The coup itself began inauspiciously. Messages were not delivered on time, and on August 16, the Teheran radio did not, as the CIA had hoped, announce the Shah’s firing of Mossadegh; rather, Mossadegh appeared to get in the first strike, announcing that the Shah, “encouraged by foreign elements,” had tried to oust him as
prime minister. Therefore, he announced, he was seizing all power to himself. The Tudeh rallied to him, and for a day the Mossadegh-Tudeh forces seemed to control the streets. The fate of the coup hung in the balance. Then on August 19, the pro-Shah mob, recruited by Roosevelt’s man out of gyms and wrestling clubs, began to gather and shout slogans.
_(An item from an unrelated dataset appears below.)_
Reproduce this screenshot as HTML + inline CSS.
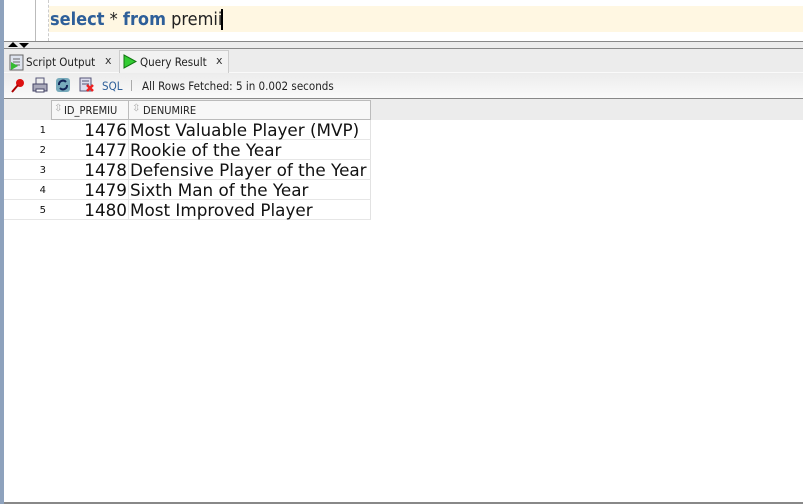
<!DOCTYPE html>
<html><head><style>
*{margin:0;padding:0;box-sizing:border-box}
body{width:803px;height:504px;overflow:hidden;background:#fff;font-family:"DejaVu Sans","Liberation Sans",sans-serif;position:relative}
.abs{position:absolute}
.c{font-family:"DejaVu Sans Condensed","DejaVu Sans",sans-serif}
</style></head><body>
<div class="abs" style="left:0;top:0;width:4px;height:504px;background:#8ea2bd"></div>
<div class="abs" style="left:35px;top:0;width:1px;height:41px;background:#bbb"></div>
<div class="abs" style="left:48px;top:0;width:0;height:41px;border-left:1px dashed #ccc"></div>
<div class="abs" style="left:49px;top:6px;width:754px;height:26px;background:#fff7e2"></div>
<div class="abs c" style="left:50px;top:8px;font-size:18px;line-height:24px;color:#222"><span style="color:#2e5f99;font-weight:bold">select</span> * <span style="color:#2e5f99;font-weight:bold">from</span> premii</div>
<div class="abs" style="left:221px;top:9px;width:2px;height:21px;background:#000"></div>
<div class="abs" style="left:4px;top:41px;width:799px;height:1px;background:#888"></div>
<div class="abs" style="left:4px;top:42px;width:799px;height:6px;background:#ececec"></div>
<div class="abs" style="left:4px;top:48px;width:799px;height:1px;background:#888"></div>
<div class="abs" style="left:8px;top:42px;width:0;height:0;border-left:5px solid transparent;border-right:5px solid transparent;border-bottom:5px solid #000"></div>
<div class="abs" style="left:19px;top:43px;width:0;height:0;border-left:5px solid transparent;border-right:5px solid transparent;border-top:5px solid #000"></div>
<div class="abs" style="left:4px;top:49px;width:799px;height:23px;background:#ececec"></div>
<div class="abs" style="left:4px;top:72px;width:799px;height:1px;background:#fafafa"></div>
<div class="abs" style="left:119px;top:50px;width:110px;height:23px;background:#f2f2f2;border:1px solid #ccc;border-bottom:none"></div>
<svg class="abs" style="left:9px;top:54px" width="16" height="17"><rect x="1" y="1" width="13" height="15" fill="#dde3ee" stroke="#666"/><path d="M4 5h7M4 8h7M4 11h7" stroke="#666"/><path d="M2 8l7 4-7 4z" fill="#3b3"/></svg>
<div class="abs c" style="left:26px;top:55px;font-size:11.5px;color:#222">Script Output</div>
<div class="abs" style="left:105px;top:54px;font-size:11px;color:#333">x</div>
<svg class="abs" style="left:123px;top:54px" width="14" height="15"><path d="M1 1l12 6.5-12 6.5z" fill="#3c3" stroke="#171"/></svg>
<div class="abs c" style="left:140px;top:55px;font-size:11.5px;color:#222">Query Result</div>
<div class="abs" style="left:216px;top:54px;font-size:11px;color:#333">x</div>
<div class="abs" style="left:4px;top:73px;width:799px;height:25px;background:linear-gradient(#ececec,#fafafa)"></div>
<div class="abs" style="left:4px;top:98px;width:799px;height:1px;background:#888"></div>
<svg class="abs" style="left:11px;top:78px" width="15" height="15"><circle cx="9" cy="5" r="4" fill="#d11"/><path d="M7 7l-6 7" stroke="#a00" stroke-width="2"/></svg>
<svg class="abs" style="left:32px;top:77px" width="16" height="16"><rect x="4" y="1" width="8" height="6" fill="#eee" stroke="#557"/><rect x="1" y="7" width="14" height="7" fill="#aab" stroke="#446"/><rect x="4" y="12" width="8" height="3" fill="#fff" stroke="#446"/></svg>
<svg class="abs" style="left:55px;top:77px" width="16" height="16"><rect x="1" y="1" width="14" height="14" rx="3" fill="#7ab" /><path d="M4 8a4 4 0 0 1 7-3M12 8a4 4 0 0 1-7 3" stroke="#125" stroke-width="2" fill="none"/></svg>
<svg class="abs" style="left:79px;top:77px" width="16" height="16"><rect x="1" y="1" width="11" height="13" fill="#dde" stroke="#557"/><path d="M3 4h7M3 7h7" stroke="#557"/><path d="M8 8l6 6M14 8l-6 6" stroke="#e22" stroke-width="2.5"/></svg>
<div class="abs c" style="left:102px;top:79px;font-size:11.5px;color:#2e5f99">SQL</div>
<div class="abs" style="left:131px;top:80px;width:1px;height:11px;background:#aaa"></div>
<div class="abs c" style="left:142px;top:79px;font-size:11.5px;color:#222">All Rows Fetched: 5 in 0.002 seconds</div>
<div class="abs" style="left:4px;top:99px;width:799px;height:21px;background:#ececec"></div>
<div class="abs" style="left:51px;top:100px;width:78px;height:20px;background:#f7f7f7;border:1px solid #bbb"></div>
<div class="abs" style="left:129px;top:100px;width:242px;height:20px;background:#f7f7f7;border:1px solid #bbb;border-left:none"></div>
<div class="abs" style="left:54px;top:103px;font-size:10px;color:#aaa">⇳</div>
<div class="abs c" style="left:64px;top:104px;font-size:11px;color:#222">ID_PREMIU</div>
<div class="abs" style="left:132px;top:103px;font-size:10px;color:#aaa">⇳</div>
<div class="abs c" style="left:143px;top:104px;font-size:11px;color:#222">DENUMIRE</div>
<div class="abs" style="left:4px;top:120px;font-size:16.8px;line-height:21px;color:#111">
<div style="display:flex;height:20px;border-bottom:1px solid #e6e6e6;width:367px;border-right:1px solid #e2e2e2"><span style="width:46px;text-align:right;font-size:10px;padding-right:4px">1</span><span style="width:79px;text-align:right;border-right:1px solid #e6e6e6;padding-right:1px">1476</span><span style="padding-left:1px">Most Valuable Player (MVP)</span></div>
<div style="display:flex;height:20px;border-bottom:1px solid #e6e6e6;width:367px;border-right:1px solid #e2e2e2"><span style="width:46px;text-align:right;font-size:10px;padding-right:4px">2</span><span style="width:79px;text-align:right;border-right:1px solid #e6e6e6;padding-right:1px">1477</span><span style="padding-left:1px">Rookie of the Year</span></div>
<div style="display:flex;height:20px;border-bottom:1px solid #e6e6e6;width:367px;border-right:1px solid #e2e2e2"><span style="width:46px;text-align:right;font-size:10px;padding-right:4px">3</span><span style="width:79px;text-align:right;border-right:1px solid #e6e6e6;padding-right:1px">1478</span><span style="padding-left:1px">Defensive Player of the Year</span></div>
<div style="display:flex;height:20px;border-bottom:1px solid #e6e6e6;width:367px;border-right:1px solid #e2e2e2"><span style="width:46px;text-align:right;font-size:10px;padding-right:4px">4</span><span style="width:79px;text-align:right;border-right:1px solid #e6e6e6;padding-right:1px">1479</span><span style="padding-left:1px">Sixth Man of the Year</span></div>
<div style="display:flex;height:20px;border-bottom:1px solid #e6e6e6;width:367px;border-right:1px solid #e2e2e2"><span style="width:46px;text-align:right;font-size:10px;padding-right:4px">5</span><span style="width:79px;text-align:right;border-right:1px solid #e6e6e6;padding-right:1px">1480</span><span style="padding-left:1px">Most Improved Player</span></div>
</div>
<div class="abs" style="left:4px;top:502px;width:799px;height:2px;background:#888"></div>
</body></html>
The tide quickly turned. Roosevelt later took great pleasure in publishing a cable to him from Beetle Smith, written at the moment that the coup seemed to have stalled. “Give up and get out.” By the time the cable arrived, though, the coup was a success. “Yours of August 18 received,” Roosevelt cabled back to Washington. “Happy to report ... KGSAVOY will be returning to Teheran in triumph shortly. Love and kisses from all on the team.” When the pro-Shah forces made their move, the army remained loyal to the Shah and Mossadegh fled. It had all seemed so easy: Roosevelt, who was hardly an area expert and did not speak Farsi, had had only five American agents and a handful of Iranian organizers working for him.